A new python file was used to create the graphs for this data, manualGraphs.py. This file is not part of the main program and is only used manually for producing graphs (commit 7b655dad548e4d075927f6676ce7c26e457790a2). Also in this commit checkRandom() was edited to add 1 to the incorrect value each time a fibre wasn't found, to make sure incorrect value was correct.

In commit f38ca3cd0b022d548d2ad611182456089ba17697, the tests from above were redone so the data could be seen with the errors explained above removed, a graph of this data was then plotted. Here are the two graphs for before and after the fixes.

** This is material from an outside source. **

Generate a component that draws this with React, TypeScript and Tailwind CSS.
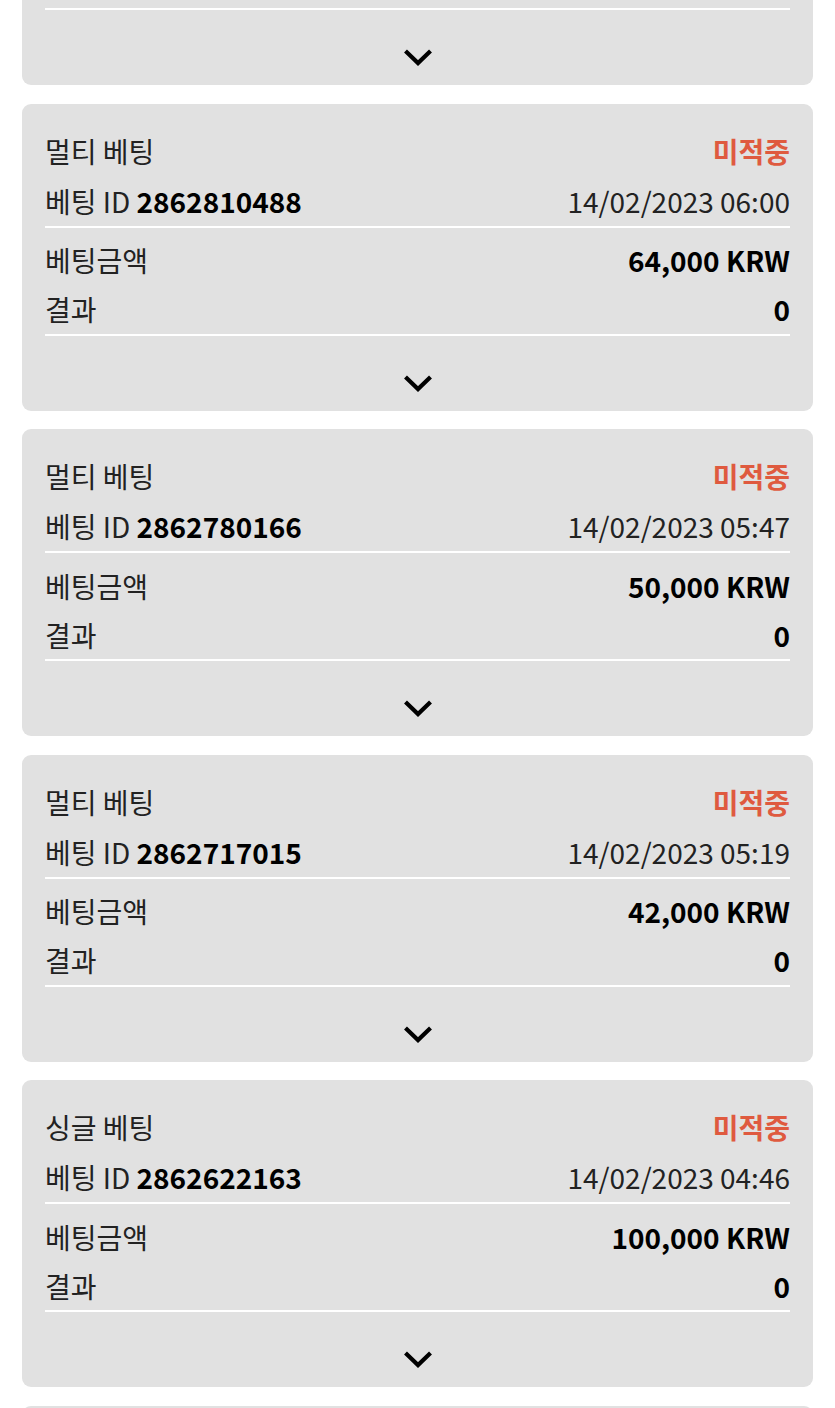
type Bet = {
  type: string;
  id: string;
  date: string;
  amount: string;
  result: string;
};

const bets: Bet[] = [
  { type: '멀티 베팅', id: '2862830011', date: '14/02/2023 06:12', amount: '30,000 KRW', result: '0' },
  { type: '멀티 베팅', id: '2862810488', date: '14/02/2023 06:00', amount: '64,000 KRW', result: '0' },
  { type: '멀티 베팅', id: '2862780166', date: '14/02/2023 05:47', amount: '50,000 KRW', result: '0' },
  { type: '멀티 베팅', id: '2862717015', date: '14/02/2023 05:19', amount: '42,000 KRW', result: '0' },
  { type: '싱글 베팅', id: '2862622163', date: '14/02/2023 04:46', amount: '100,000 KRW', result: '0' },
  { type: '멀티 베팅', id: '2862600120', date: '14/02/2023 04:30', amount: '20,000 KRW', result: '0' },
];

function Chevron() {
  return (
    <svg width="32" height="18" viewBox="0 0 32 18" fill="none">
      <path d="M3.5 3 L16 15 L28.5 3" stroke="#000" strokeWidth="4.2" strokeLinecap="butt" />
    </svg>
  );
}

function BetCard({ bet }: { bet: Bet }) {
  return (
    <div className="bg-[#e1e1e1] rounded-[9px] px-[23px] pt-[22px] h-[307px] shrink-0">
      <div className="flex justify-between items-center h-[50px]">
        <span className="text-[#222]">{bet.type}</span>
        <span className="font-bold text-[#df5a3f]">미적중</span>
      </div>
      <div className="flex justify-between items-center h-[50px]">
        <span className="text-[#222]">
          베팅 ID <span className="font-bold text-black">{bet.id}</span>
        </span>
        <span className="text-[#222]">{bet.date}</span>
      </div>
      <div className="h-[2px] bg-white" />
      <div className="flex justify-between items-center h-[49px] mt-[8px]">
        <span className="text-[#222]">베팅금액</span>
        <span className="font-bold text-black">{bet.amount}</span>
      </div>
      <div className="flex justify-between items-center h-[49px]">
        <span className="text-[#222]">결과</span>
        <span className="font-bold text-black">{bet.result}</span>
      </div>
      <div className="h-[2px] bg-white" />
      <div className="flex justify-center pt-[38px]">
        <Chevron />
      </div>
    </div>
  );
}

export default function App() {
  return (
    <div
      className="min-h-screen bg-white overflow-hidden h-[1408px]"
      style={{ fontFamily: '"Noto Sans CJK KR", "Noto Sans", sans-serif' }}
    >
      <div className="px-[22px] -mt-[222px] flex flex-col gap-[18.6px] text-[28px] leading-none">
        {bets.map((bet) => (
          <BetCard key={bet.id} bet={bet} />
        ))}
      </div>
    </div>
  );
}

graph showing the data for 100 random images before fixing the one away check

When looking at the incorrect fibres, if there were less than 10 fibres found when comparing them to the known data they could be incorrectly checked against the wrong fibre due to some being missing. In order to fix this a for loop was added (commit 80d7d246c264fa45e88c635568793cc3451e1434). This addition would check how many fibres were missing and would loop through that amount of fibres in the sequence until the correct one was found. This would give a more accurate view of the correct and incorrect fibres. The test from above was then re-run and another graph was plotted (commit db0169178ef37821df287bac1f5caa3ecac20dc9).

All three graphs show an approximately exponential decrease in incorrect fibres with array size, showing the the smaller array size and therefore more crossing fibres causes more fibres to be incorrectly found or not found at all. Therefore some work needs to be done to correctly find crossing fibres more consistently.